Given request:
Your task is to transcribe the records exactly, skipping every image.
---+---
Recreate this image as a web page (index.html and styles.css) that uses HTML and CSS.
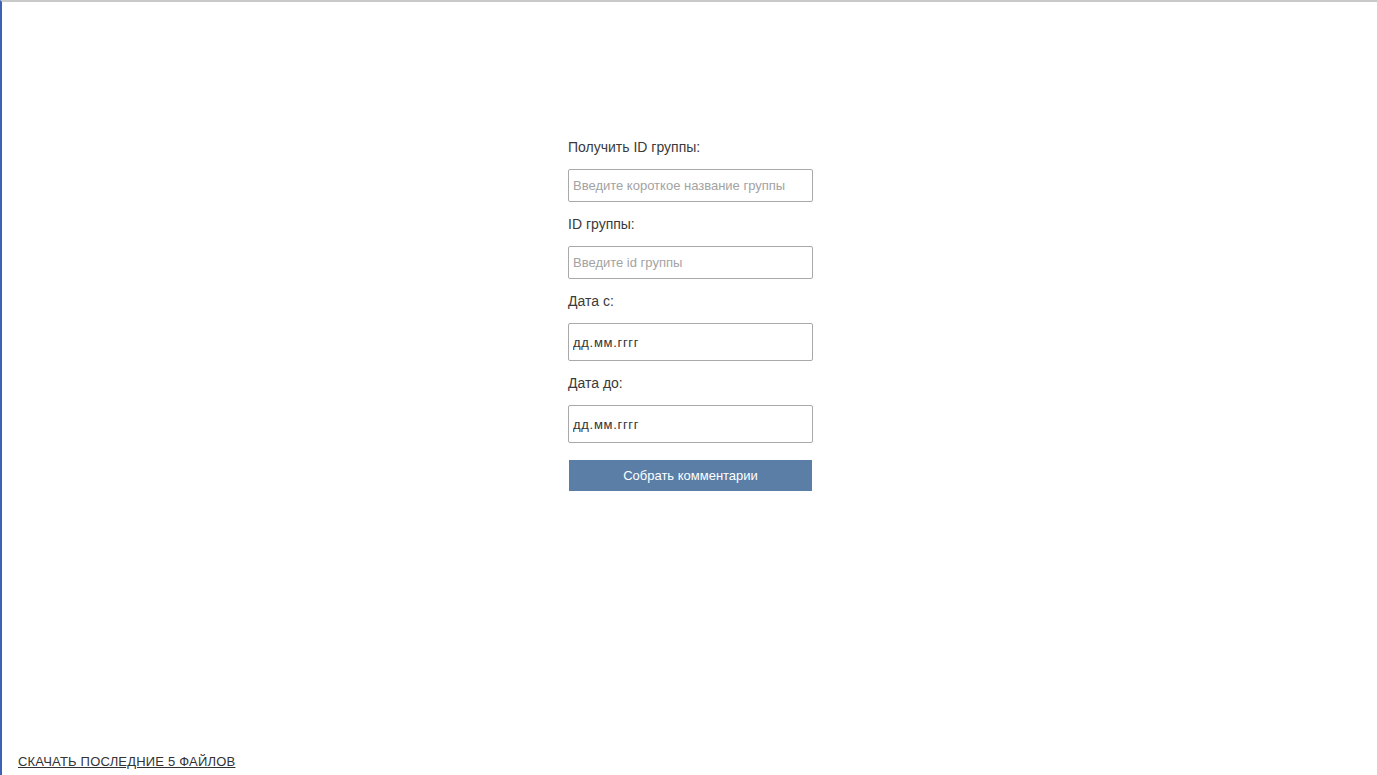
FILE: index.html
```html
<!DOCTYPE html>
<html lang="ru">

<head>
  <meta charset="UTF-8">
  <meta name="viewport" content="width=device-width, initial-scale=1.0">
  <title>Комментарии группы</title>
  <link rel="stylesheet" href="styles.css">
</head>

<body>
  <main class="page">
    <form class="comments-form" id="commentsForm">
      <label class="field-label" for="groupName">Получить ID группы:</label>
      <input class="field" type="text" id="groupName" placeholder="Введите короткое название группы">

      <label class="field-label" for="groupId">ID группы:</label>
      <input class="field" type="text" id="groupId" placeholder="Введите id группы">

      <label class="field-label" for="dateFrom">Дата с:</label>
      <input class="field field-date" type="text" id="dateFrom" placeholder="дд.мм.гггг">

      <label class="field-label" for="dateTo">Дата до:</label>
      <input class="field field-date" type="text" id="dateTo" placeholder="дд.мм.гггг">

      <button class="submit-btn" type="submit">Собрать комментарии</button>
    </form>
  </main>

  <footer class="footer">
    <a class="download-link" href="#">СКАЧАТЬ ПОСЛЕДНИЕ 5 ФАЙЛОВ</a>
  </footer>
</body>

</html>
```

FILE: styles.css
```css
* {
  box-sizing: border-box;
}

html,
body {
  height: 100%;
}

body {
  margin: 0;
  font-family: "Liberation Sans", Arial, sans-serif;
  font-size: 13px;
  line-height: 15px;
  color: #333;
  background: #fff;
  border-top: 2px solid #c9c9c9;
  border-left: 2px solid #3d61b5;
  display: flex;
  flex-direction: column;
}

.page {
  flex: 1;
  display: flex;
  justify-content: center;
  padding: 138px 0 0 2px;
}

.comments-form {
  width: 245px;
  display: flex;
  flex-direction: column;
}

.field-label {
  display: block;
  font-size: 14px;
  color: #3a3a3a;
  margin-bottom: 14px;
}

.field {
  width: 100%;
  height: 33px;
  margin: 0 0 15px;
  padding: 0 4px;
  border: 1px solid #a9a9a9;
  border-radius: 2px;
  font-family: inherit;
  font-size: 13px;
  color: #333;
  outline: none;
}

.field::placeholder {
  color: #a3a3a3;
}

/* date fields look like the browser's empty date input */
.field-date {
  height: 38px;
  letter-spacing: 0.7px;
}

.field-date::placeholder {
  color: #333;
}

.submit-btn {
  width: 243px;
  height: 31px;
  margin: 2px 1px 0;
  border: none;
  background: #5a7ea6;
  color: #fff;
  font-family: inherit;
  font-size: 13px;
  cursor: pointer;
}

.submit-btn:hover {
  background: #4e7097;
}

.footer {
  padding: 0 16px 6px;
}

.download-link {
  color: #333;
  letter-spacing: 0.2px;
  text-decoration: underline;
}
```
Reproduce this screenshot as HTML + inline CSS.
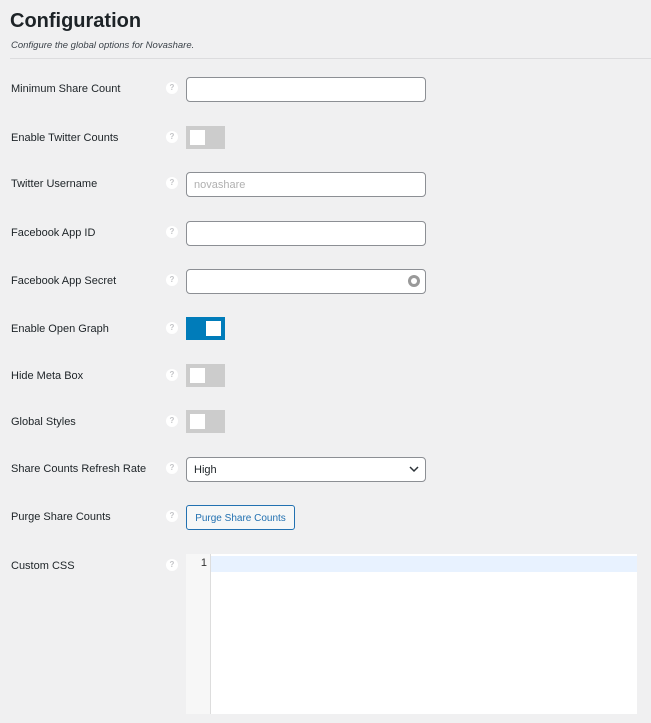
---+---
Answer for this exercise:
Recreate this image as a web page (index.html and styles.css) that uses HTML and CSS.
FILE: index.html
```html
<!DOCTYPE html>
<html lang="ru">

<head>
  <meta charset="UTF-8">
  <meta name="viewport" content="width=device-width, initial-scale=1.0">
  <title>Комментарии группы</title>
  <link rel="stylesheet" href="styles.css">
</head>

<body>
  <main class="page">
    <form class="comments-form" id="commentsForm">
      <label class="field-label" for="groupName">Получить ID группы:</label>
      <input class="field" type="text" id="groupName" placeholder="Введите короткое название группы">

      <label class="field-label" for="groupId">ID группы:</label>
      <input class="field" type="text" id="groupId" placeholder="Введите id группы">

      <label class="field-label" for="dateFrom">Дата с:</label>
      <input class="field field-date" type="text" id="dateFrom" placeholder="дд.мм.гггг">

      <label class="field-label" for="dateTo">Дата до:</label>
      <input class="field field-date" type="text" id="dateTo" placeholder="дд.мм.гггг">

      <button class="submit-btn" type="submit">Собрать комментарии</button>
    </form>
  </main>

  <footer class="footer">
    <a class="download-link" href="#">СКАЧАТЬ ПОСЛЕДНИЕ 5 ФАЙЛОВ</a>
  </footer>
</body>

</html>
```

FILE: styles.css
```css
* {
  box-sizing: border-box;
}

html,
body {
  height: 100%;
}

body {
  margin: 0;
  font-family: "Liberation Sans", Arial, sans-serif;
  font-size: 13px;
  line-height: 15px;
  color: #333;
  background: #fff;
  border-top: 2px solid #c9c9c9;
  border-left: 2px solid #3d61b5;
  display: flex;
  flex-direction: column;
}

.page {
  flex: 1;
  display: flex;
  justify-content: center;
  padding: 138px 0 0 2px;
}

.comments-form {
  width: 245px;
  display: flex;
  flex-direction: column;
}

.field-label {
  display: block;
  font-size: 14px;
  color: #3a3a3a;
  margin-bottom: 14px;
}

.field {
  width: 100%;
  height: 33px;
  margin: 0 0 15px;
  padding: 0 4px;
  border: 1px solid #a9a9a9;
  border-radius: 2px;
  font-family: inherit;
  font-size: 13px;
  color: #333;
  outline: none;
}

.field::placeholder {
  color: #a3a3a3;
}

/* date fields look like the browser's empty date input */
.field-date {
  height: 38px;
  letter-spacing: 0.7px;
}

.field-date::placeholder {
  color: #333;
}

.submit-btn {
  width: 243px;
  height: 31px;
  margin: 2px 1px 0;
  border: none;
  background: #5a7ea6;
  color: #fff;
  font-family: inherit;
  font-size: 13px;
  cursor: pointer;
}

.submit-btn:hover {
  background: #4e7097;
}

.footer {
  padding: 0 16px 6px;
}

.download-link {
  color: #333;
  letter-spacing: 0.2px;
  text-decoration: underline;
}
```
Reproduce this screenshot as HTML + inline CSS.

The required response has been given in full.